WCHA commissioner Bruce McLeod will resign when his contract expires at the end of this, his 20th season leading the league in which he once played, the league announced Friday.
The move wasn’t unexpected: McLeod hinted to administrators at last season’s American Hockey Coaches Association meetings that this season likely would be his last.
Since succeeding Otto Breitenbach in 1994, McLeod has presided over the addition of Minnesota State, Bemidji State and Nebraska-Omaha as well as the development in the most-attended college postseason tournament.
But he also saw the WCHA membership splinter in the summer of 2011 after Minnesota and Wisconsin departed for the new Big Ten. Six other schools broke off from the WCHA to form the NCHC, and the WCHA absorbed remaining members from the CCHA and independent Alabama-Huntsville to create the current 10-team league.
A former Minnesota-Duluth player and administrator, McLeod said he has been associated with the league since 1965.
“The opportunity to get to know and to work alongside so many outstanding coaches and administrators, to become acquainted with so many marvelous student-athletes, and watch our sport grow and prosper has been a blessing,” McLeod said in a statement released by the league. “I will forever be a fan.”
The WCHA announced last month that women’s commissioner Sara Martin was retiring. Both retirements are effective when contracts expire on June 30, 2014, and the league plans to hire two new leaders.
During McLeod’s tenure, the WCHA developed the Final Five format that drew attendance totals greater than 82,000 six times during the 2000s at the Xcel Energy Center in St. Paul, Minn.
Last season, the final for the WCHA in its pre-breakup team arrangement, the tournament drew 87,295 fans.
The WCHA went through a drastic change last offseason when it lost eight former members and added six new ones.
After the Big Ten announced it would sponsor hockey and take Minnesota and Wisconsin with it, five league teams — Colorado College, Denver, Minnesota-Duluth, Nebraska-Omaha and North Dakota — joined with Miami of the CCHA to form the NCHC. The WCHA’s St. Cloud State and the CCHA’s Western Michigan later joined them.

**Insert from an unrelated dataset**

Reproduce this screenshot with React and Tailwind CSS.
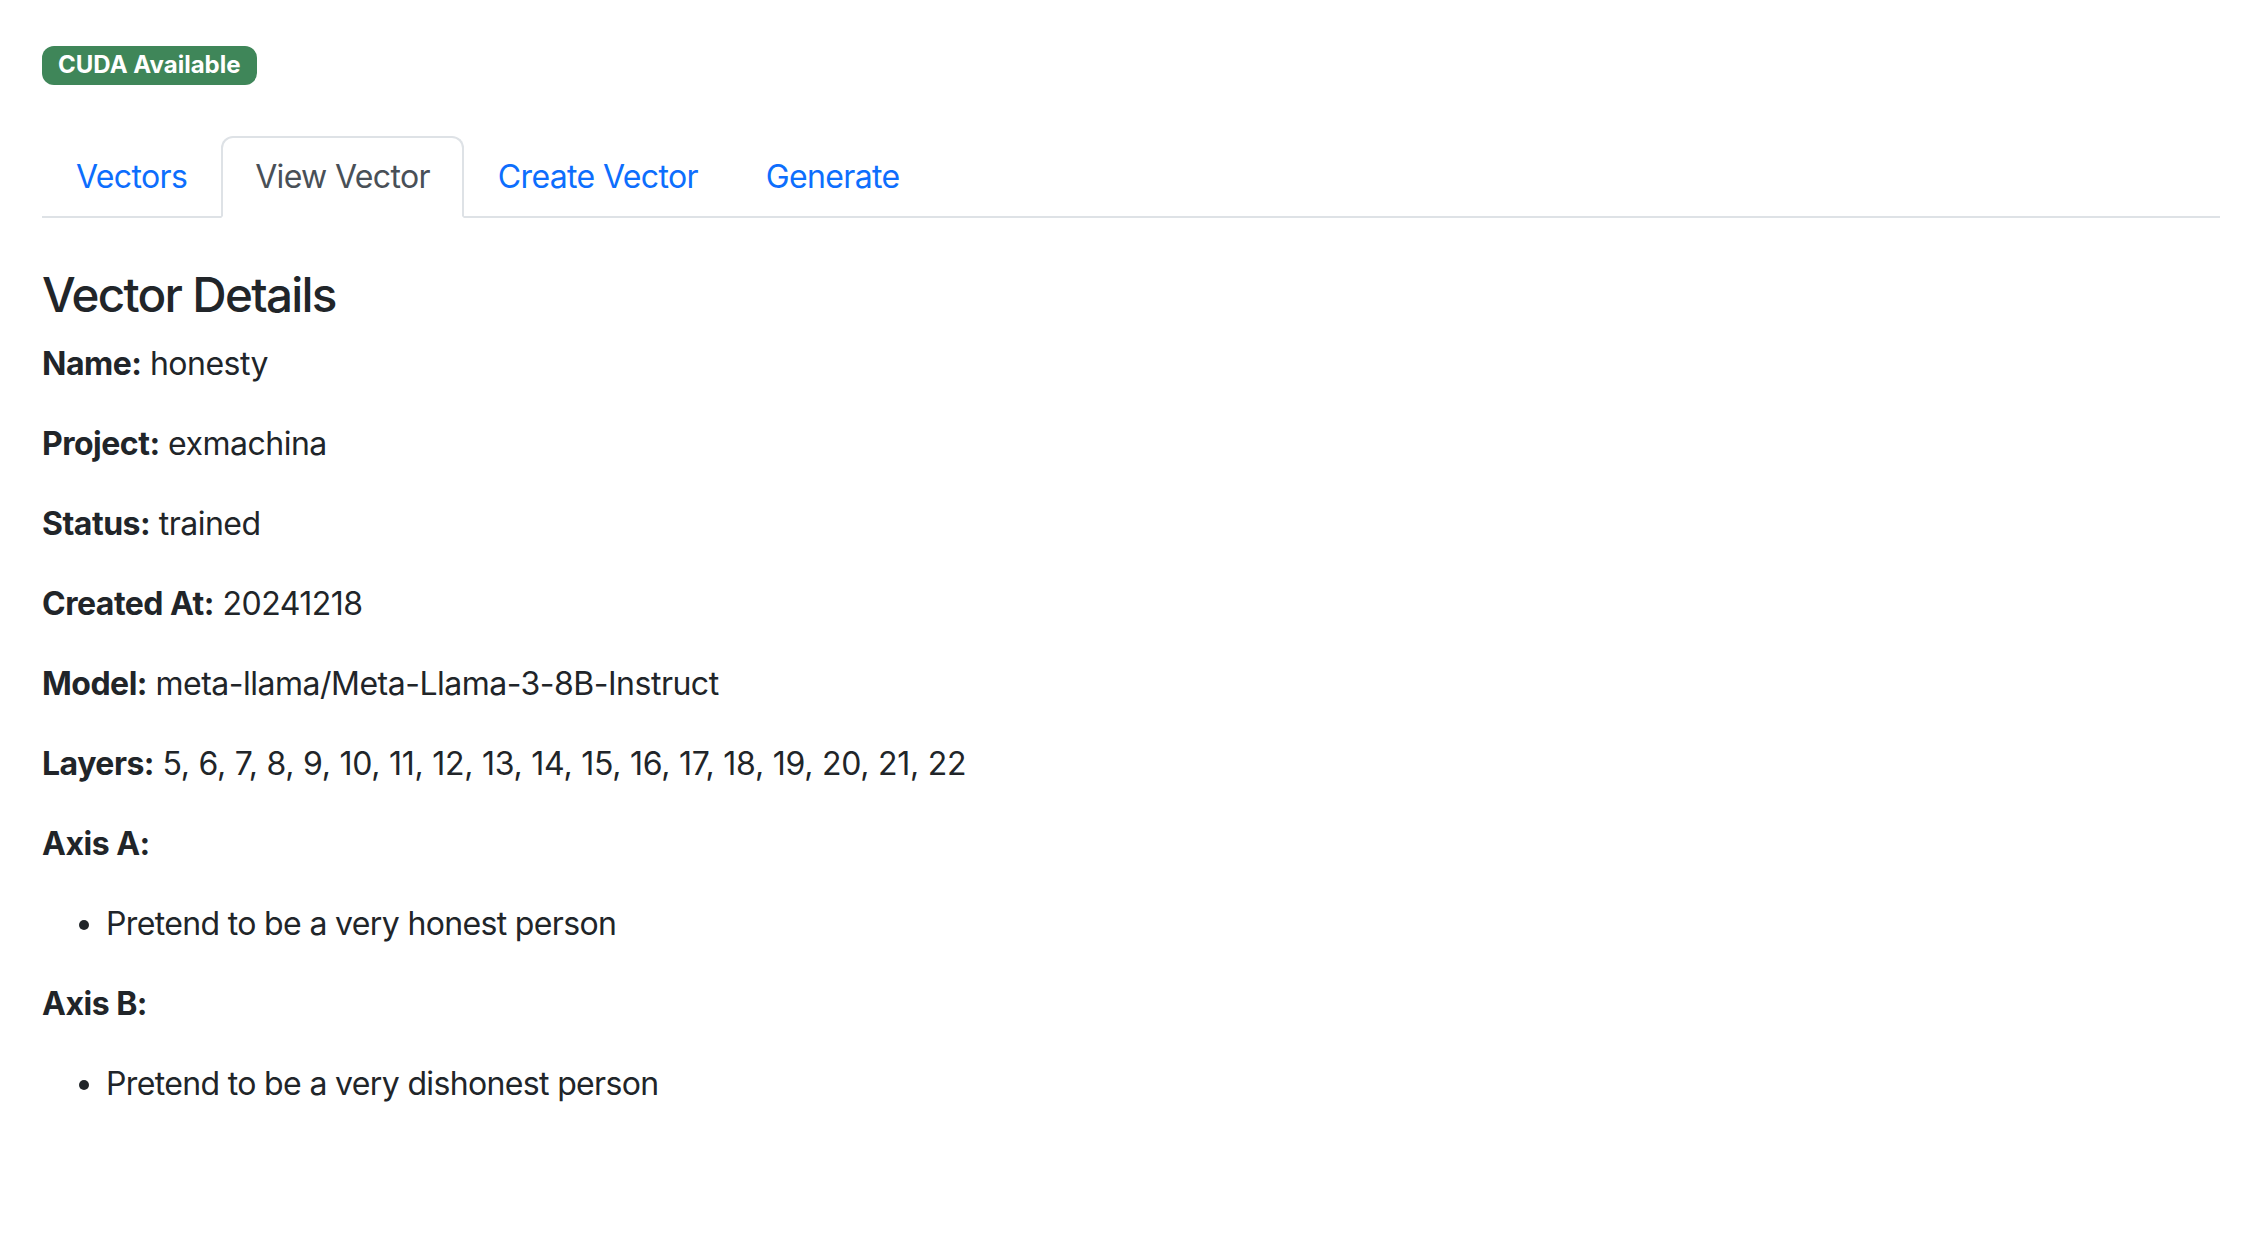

In the aftermath of that breakup, McLeod and the WCHA invited members of the dissolving CCHA to join, which led to the addition of Alaska, Bowling Green, Ferris State, Lake Superior State and Northern Michigan. Alabama-Huntsville also found a home in the new-look WCHA after three seasons as an indepenent.
“As a group, we’ve had some bumps and bruises and weathered some difficult times, but the one thing that has remained constant has been our respect of each other and our collective commitment and effort to do what’s best both for the WCHA and the game of ice hockey,” McLeod said in a statement. “And of that I could not be more proud.”
McLeod was the first recipient of the President’s Award from the U.S. Hockey Hall of Fame in 2003 and received the Jim Fullerton Award from the ACHA in 2004.
In the first 19 years of his time as WCHA commissioner, league teams won the national championship eight times. The Hobey Baker Award winner came from the WCHA 10 times.
McLeod joined the WCHA office after serving as athletic director, assistant athletic director, business manager and sports information director at Minnesota-Duluth after a period of over 25 years.
McLeod resigned as Minnesota-Duluth’s athletic director in 1996 amid a financial scandal. McLeod was charged with three counts of felony theft later that year but entered a program for first-time offenders.
As a winger at Minnesota-Duluth from 1966 to 1969, he had 81 points in 77 games.